SECURITIES AND EXCHANGE COMMISSION

Washington, D.C. 20549

 

FORM 8-K

 

CURRENT REPORT

Pursuant to Section 13 or 15(d) of the Securities Exchange Act of 1934

 

Date of Report (Date of earliest event reported): December 12, 2017

 

PROVECTUS BIOPHARMACEUTICALS, INC.

(Exact name of registrant as specified in charter)

 

Delaware   001-36457   90-0031917
(State or other jurisdiction   (Commission   (IRS Employer
of incorporation)   File Number)   Identification No.)

 

10025 Investment Drive, Suite 250, Knoxville, TN 37932

(Address of Principal Executive Offices)

 

(866) 594-5999

(Registrant’s Telephone Number, Including Area Code)

 

 

(Former name or former address, if changed since last report)

 

Check the appropriate box below if the Form 8-K filing is intended to simultaneously satisfy the filing obligation of the registrant under any of the following provisions:

 

[  ] Written communications pursuant to Rule 425 under the Securities Act (17 CFR 230.425)
   
[  ] Soliciting material pursuant to Rule 14a-12 under the Exchange Act (17 CFR 240.14a-12)
   
[  ] Pre-commencement communications pursuant to Rule 14d-2(b) under the Exchange Act (17 CFR 240.14d-2(b))
   
[  ] Pre-commencement communications pursuant to Rule 13e-4(c) under the Exchange Act (17 CFR 240.13e-4(c))

 

Indicate by check mark whether the registrant is an emerging growth company as defined in Rule 405 of the Securities Act of 1933 (§230.405 of this chapter) or Rule 12b-2 of the Securities Exchange Act of 1934 (§240.12b-2 of this chapter).

 

Emerging growth company [  ]

 

If an emerging growth company, indicate by check mark if the registrant has elected not to use the extended transition period for complying with any new or revised financial accounting standards provided pursuant to Section 13(a) of the Exchange Act. [  ]

 

 

 

 

 

 

Item 7.01. Regulation FD Disclosure.

 

On December 12, 2017, Provectus Biopharmaceuticals, Inc. (the “Company”) issued a press release (the “Press Release”) announcing it reached a settlement with the United States Securities and Exchange Commission (the “SEC”) (the “SEC settlement”) in connection with previously disclosed SEC investigations of two former Company executives and the Company.

 

Under the terms of the SEC settlement, the Company, without admitting or denying the findings of the SEC, consented to the entry of an administrative order that requires the Company to cease and desist from committing or causing any violations and any future violations of Sections 13(a), 13(b)(2)(A), 13(b)(2)(B), and 14(a) of the Securities Exchange Act of 1934 and Rules 12b-20, 13a-1, 14a-3, and 14a-9 thereunder.
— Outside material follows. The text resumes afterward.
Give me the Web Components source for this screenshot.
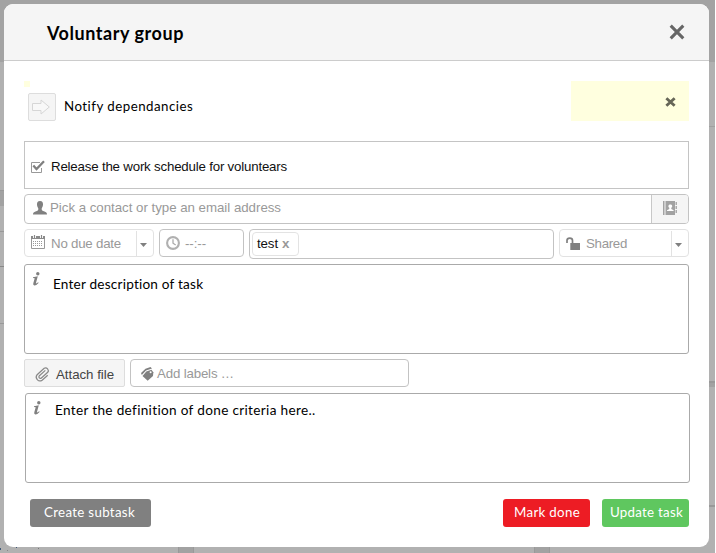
<!DOCTYPE html>
<html lang="en">
<head>
<meta charset="utf-8">
<title>Voluntary group</title>
<style>
html,body{margin:0;height:553px;overflow:hidden;background:#fff}
body{font:13.300px/16px "Liberation Sans",Arial,sans-serif;color:#111}
</style>
</head>
<body>
<task-page></task-page>
<script>
const define=(name,html,setup)=>customElements.define(name,class extends HTMLElement{
  constructor(){super();this.attachShadow({mode:'open'}).innerHTML=html;}
  connectedCallback(){if(setup)setup.call(this,this.shadowRoot);}
});

const icons={
 close:['0 0 16 16','<path d="M1.700 1.700 14.300 14.300M14.300 1.700 1.700 14.300" fill="none" stroke="currentColor" stroke-width="3.100"/>'],
 closeSmall:['0 0 12 12','<path d="M1.500 1.500 10.500 10.500M10.500 1.500 1.500 10.500" fill="none" stroke="currentColor" stroke-width="3"/>'],
 arrow:['0 0 18 16','<path d="M.5 4.500H9V1L17.300 8 9 15V11.500H.5Z" fill="#f8f8f8" stroke="#d6d6d6"/>'],
 check:['0 0 14 13','<path d="M9 2.500H.5v10h10V8" fill="none" stroke="#999"/><path d="M2.300 5.500 5.500 9 13 1.200" fill="none" stroke="#808080" stroke-width="2.300"/>'],
 person:['0 0 14 14','<path d="M7 0C4.600 0 3.900 1.700 4 3.700 4.100 5.600 5 6.500 5.300 7.500 5.500 9.400 4.600 9.800 2.500 10.600 1 11.200 0 11.500 0 13.500H14C14 11.500 13 11.200 11.500 10.600 9.400 9.800 8.500 9.400 8.700 7.500 9 6.500 9.900 5.600 10 3.700 10.100 1.700 9.400 0 7 0Z" fill="#808080"/>'],
 book:['0 0 14 15','<path d="M0 0h1.500v14H0zM2.500 0H12v14H2.500z" fill="#a2a2a2"/><path d="M12.500 1h1.500v3h-1.500zM12.500 5h1.500v3h-1.500zM12.500 9h1.500v3h-1.500z" fill="#aaa"/><path d="M7.300 3.500a1.700 1.700 0 0 0-1 3.200V8L4 9.300V10h6.600v-.7L8.300 8V6.700a1.700 1.700 0 0 0-1-3.200" fill="#fff"/>'],
 calendar:['0 0 14 14','<path d="M.5 2.500h13v11H.5z" fill="#fff" stroke="#999"/><path d="M0 1h14v3H0z" fill="#8a8a8a"/><path d="M3.500 0v3M10.500 0v3" stroke="#fff" stroke-width="3"/><path d="M3.500 0v3M10.500 0v3" stroke="#888" stroke-width="1.200"/><path d="M2 6.500h10M2 8.500h10M2 10.500h10" stroke="#999" stroke-dasharray="1 1"/>'],
 clock:['0 0 14 14','<circle cx="7" cy="7" r="5.900" fill="none" stroke="#b0b0b0" stroke-width="2.100"/><path d="M7 3.200V7.200L9.700 9" fill="none" stroke="#aaa" stroke-width="1.300"/>'],
 lock:['0 0 14 13','<path d="M4.300 6h9.700v7H4.300z" fill="#808080"/><path d="M1 6V3.500C1 .3 6.500.3 6.500 3.500V6" fill="none" stroke="#808080" stroke-width="1.700"/>'],
 info:['0 0 8 14','<circle cx="5.800" cy="1.700" r="1.700" fill="#808080"/><path d="M1 5.300 5.800 4.300 3.900 11.200Q3.900 12 6.300 10.300L6.500 10.900Q4 13.600 2.300 13.400.8 13.200 1.300 11.300L2.700 6.300 1 6Z" fill="#808080"/>'],
 clip:['0 0 14 13','<g transform="rotate(-42 7 6.500)"><path d="M11.500 5H3.500a1.500 1.500 0 0 0 0 3H12A2.700 2.700 0 0 0 12 2.700H2.500A3.800 3.800 0 0 0 2.500 10.200H10" fill="none" stroke="#888" stroke-width="1.200"/></g>'],
 tags:['0 0 13 14','<path d="M5.300 4.500 10.500 2.800 12.300 5.300 12 9 6.700 13.800 1.500 9Z" fill="#808080"/><path d="M0 6 4.500 1.700 9.500 0 11 1.400 5 3.400.8 8Z" fill="#808080"/><circle cx="9.600" cy="5.300" r="1" fill="#fff"/>'],
 caret:['0 0 7 4','<path d="M0 0h7L3.500 4Z" fill="#808080"/>']
};
define('ui-icon','<style>:host{display:block;flex:none}svg{display:block;width:100%;height:100%;overflow:visible}</style>',function(root){
  const [box,body]=icons[this.getAttribute('name')];
  root.innerHTML+=`<svg viewBox="${box}" preserveAspectRatio="none">${body}</svg>`;
});

/* A single line whose letter spacing is tuned so that it fills the given width. */
define('ui-text','<style>:host{display:block;flex:none;white-space:nowrap;line-height:16px}span{display:inline-block}</style><span><slot></slot></span>',function(root){
  const s=root.querySelector('span'),w=+this.getAttribute('w');
  s.style.letterSpacing=((w-s.getBoundingClientRect().width)/this.textContent.length)+'px';
});

define('ui-field',`<style>
:host{display:flex;box-sizing:border-box;height:28px;border:1px solid #c3c3c3;border-radius:4px;background:#fff;color:#999;align-items:flex-start}
</style><slot></slot>`);

define('ui-drop',`<style>
:host{display:flex;box-sizing:border-box;width:130px;height:28px;border:1px solid #e2e2e2;border-radius:4px;color:#999}
.main{flex:1;display:flex;align-items:flex-start}
.end{width:17px;margin:1px 0 0;border-left:1px solid #e2e2e2;padding:12px 0 0 3px;box-sizing:border-box}
ui-icon{width:7px;height:4px}
</style><div class="main"><slot></slot></div><div class="end"><ui-icon name="caret"></ui-icon></div>`);

define('ui-note',`<style>
:host{display:flex;box-sizing:border-box;width:665px;height:90px;border:1px solid #aaa;border-radius:3px;color:#000;font:13.600px/16px Lato,sans-serif}
ui-icon{width:8px;height:14px;margin:7px 0 0 7px}
</style><ui-icon name="info"></ui-icon><slot></slot>`);

define('ui-button',`<style>
:host{display:flex;box-sizing:border-box;height:28px;border-radius:3px;background:var(--fill);color:#fff;font:13.300px/16px Lato,sans-serif;padding-top:5px}
</style><slot></slot>`);

define('task-header',`<style>
:host{display:flex;justify-content:space-between;box-sizing:border-box;height:57px;border-bottom:1px solid #ccc;background:#f5f5f5;padding:21px 24px 0 43px;font:bold 18px/16px Lato,sans-serif;color:#000}
ui-icon{width:16px;height:16px;margin-top:-1px;color:#666}
</style><slot></slot><ui-icon name="close"></ui-icon>`);

define('task-notify',`<style>
:host{display:flex;height:40px}
.dot{width:6px;height:6px;background:#ffffdf}
.box{display:grid;place-items:center;box-sizing:border-box;width:28px;height:28px;margin:12px 0 0 -2px;border:1px solid #ddd;border-radius:2px;background:#f5f5f5}
.box ui-icon{width:18px;height:16px;margin-right:2px}
ui-text{margin:17px 0 0 8px;font:13.300px/16px Lato,sans-serif;color:#000}
.alert{margin-left:auto;width:118px;background:#ffffdf;box-sizing:border-box;padding:16px 0 0 94px}
.alert ui-icon{width:11px;height:10px;color:#666657}
</style><div class="dot"></div><div class="box"><ui-icon name="arrow"></ui-icon></div><ui-text w="129.500">Notify dependancies</ui-text><div class="alert"><ui-icon name="closeSmall"></ui-icon></div>`);

define('task-dialog',`<style>
:host{display:flex;flex-direction:column;box-sizing:border-box;width:705px;height:543px;border-radius:9px;overflow:hidden;background:#fff}
main{display:flex;flex-direction:column;padding:20px 20px 0;width:665px}
.row{display:flex;gap:5px}
.release{display:flex;box-sizing:border-box;height:48px;margin-top:20px;border:1px solid #c4c4c4}
.release ui-icon{width:14px;height:13px;margin:18px 0 0 6px}
.release ui-text{margin:17px 0 0 6px;color:#111}
.contact{height:30px;margin-top:5px}
.contact>ui-icon{width:14px;height:14px;margin:6px 0 0 8px}
.contact ui-text{margin:5px 0 0 3px}
.book{margin-left:auto;width:36px;height:28px;background:#f5f5f5;border-left:1px solid #c8c8c8;border-radius:0 3px 3px 0}
.book ui-icon{width:14px;height:15px;margin:6px 0 0 11px}
.chip{display:flex;box-sizing:border-box;width:47px;height:24px;border:1px solid #e3e3e3;border-radius:4px;margin:2px;padding:3px 0 0 4px;color:#111}
.chip b{margin-left:4px;color:#999}
footer{display:flex;margin-top:16px;padding-left:6px}
</style>
<task-header><ui-text w="137">Voluntary group</ui-text></task-header>
<main>
<task-notify></task-notify>
<div class="release"><ui-icon name="check"></ui-icon><ui-text w="236">Release the work schedule for voluntears</ui-text></div>
<ui-field class="contact"><ui-icon name="person"></ui-icon><ui-text w="231">Pick a contact or type an email address</ui-text><div class="book"><ui-icon name="book"></ui-icon></div></ui-field>
<div class="row" style="margin-top:5px;height:30px">
<ui-drop><ui-icon name="calendar" style="width:14px;height:14px;margin:5px 0 0 6px"></ui-icon><ui-text w="70" style="margin:6px 0 0 6px">No due date</ui-text></ui-drop>
<ui-field style="width:85px"><ui-icon name="clock" style="width:14px;height:14px;margin:6px 0 0 6px"></ui-icon><ui-text w="21" style="margin:6px 0 0 5px">--:--</ui-text></ui-field>
<ui-field style="width:305px;height:30px"><div class="chip"><ui-text w="21">test</ui-text><b><ui-text w="7">x</ui-text></b></div></ui-field>
<ui-drop><ui-icon name="lock" style="width:14px;height:13px;margin:7px 0 0 6px"></ui-icon><ui-text w="41" style="margin:6px 0 0 6px">Shared</ui-text></ui-drop>
</div>
<ui-note style="margin-top:5px"><ui-text w="150.500" style="margin:11px 0 0 13px">Enter description of task</ui-text></ui-note>
<div class="row" style="margin-top:5px">
<ui-field style="width:101px;border-color:#ddd;border-radius:2px;background:#f5f5f5;color:#444"><ui-icon name="clip" style="width:14px;height:13px;margin:8px 0 0 11px"></ui-icon><ui-text w="58" style="margin:7px 0 0 6px">Attach file</ui-text></ui-field>
<ui-field style="width:279px"><ui-icon name="tags" style="width:13px;height:14px;margin:7px 0 0 10px"></ui-icon><ui-text w="77" style="margin:6px 0 0 3px">Add labels …</ui-text></ui-field>
</div>
<ui-note style="margin:6px 0 0 1px"><ui-text w="260.500" style="margin:8px 0 0 14px">Enter the definition of done criteria here..</ui-text></ui-note>
<footer>
<ui-button style="--fill:#808080;width:121px;padding-left:14px"><ui-text w="91">Create subtask</ui-text></ui-button>
<ui-button style="--fill:#ed1c24;width:87px;margin-left:352px;padding-left:11px"><ui-text w="66">Mark done</ui-text></ui-button>
<ui-button style="--fill:#5fc75f;width:87px;margin-left:12px;padding-left:8px"><ui-text w="73">Update task</ui-text></ui-button>
</footer>
</main>`);

/* Dimmed board behind the dialog. */
define('task-page',`<style>
:host{display:block;box-sizing:border-box;width:715px;height:553px;padding:4px;background:
linear-gradient(#3f5878,#3f5878) 0 548px/1px 2px no-repeat,
linear-gradient(#3f5878,#3f5878) 16px 547px/1px 1px no-repeat,
linear-gradient(#888,#888) 7px 550px/1px 1px no-repeat,
linear-gradient(#777,#777) 38px 548px/1px 1px no-repeat,
linear-gradient(#999,#999) 178px 547px/1px 6px no-repeat,
linear-gradient(#a2a2a2,#a2a2a2) 179px 547px/14px 6px no-repeat,
linear-gradient(#999,#999) 193px 547px/1px 6px no-repeat,
linear-gradient(#999,#999) 534px 547px/1px 6px no-repeat,
linear-gradient(#a2a2a2,#a2a2a2) 535px 547px/14px 6px no-repeat,
linear-gradient(#999,#999) 549px 547px/1px 6px no-repeat,
linear-gradient(#a0a0a0,#a0a0a0) 709px 126px/6px 1px no-repeat,
linear-gradient(#999,#999) 709px 381px/6px 2px no-repeat,
linear-gradient(#a2a2a2,#a2a2a2) 709px 383px/6px 4px no-repeat,
linear-gradient(#999,#999) 709px 505px/6px 2px no-repeat,
linear-gradient(#999,#999) 0 190px/4px 1px no-repeat,
linear-gradient(#a2a2a2,#a2a2a2) 0 191px/4px 15px no-repeat,
linear-gradient(#999,#999) 0 231px/4px 1px no-repeat,
linear-gradient(#888,#888) 0 266px/4px 1px no-repeat,
linear-gradient(#999,#999) 0 323px/4px 1px no-repeat,
linear-gradient(#a3a3a3 62px,#b1b1b1 62px)}
</style><task-dialog></task-dialog>`);
</script>
</body>
</html>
The SEC did not allege fraud by the Company.

 

The SEC noted in its settlement order that it had taken into consideration remedial acts promptly undertaken and cooperation afforded to SEC staff by the Company.

 

A copy of the Press Release is attached to this Current Report as Exhibit 99.1 and is incorporated herein by reference.

 

Pursuant to the rules and regulations of the SEC, the information in this Item 7.01 disclosure, including Exhibit 99.1 and information set forth therein, is deemed to have been furnished and shall not be deemed to be “filed” under the Securities Exchange Act of 1934, as amended.

 

Item 9.01. Financial Statements and Exhibits.

 

(d) Exhibits.

 

Exhibit
Number
  Description
     
99.1   Press release, dated December 12, 2017

 

 

 

 

SIGNATURE

 

Pursuant to the requirements of the Securities Exchange Act of 1934, the registrant has duly caused this report to be signed on its behalf by the undersigned hereunto duly authorized.

 

Date: December 12, 2017 

 

  PROVECTUS BIOPHARMACEUTICALS, INC.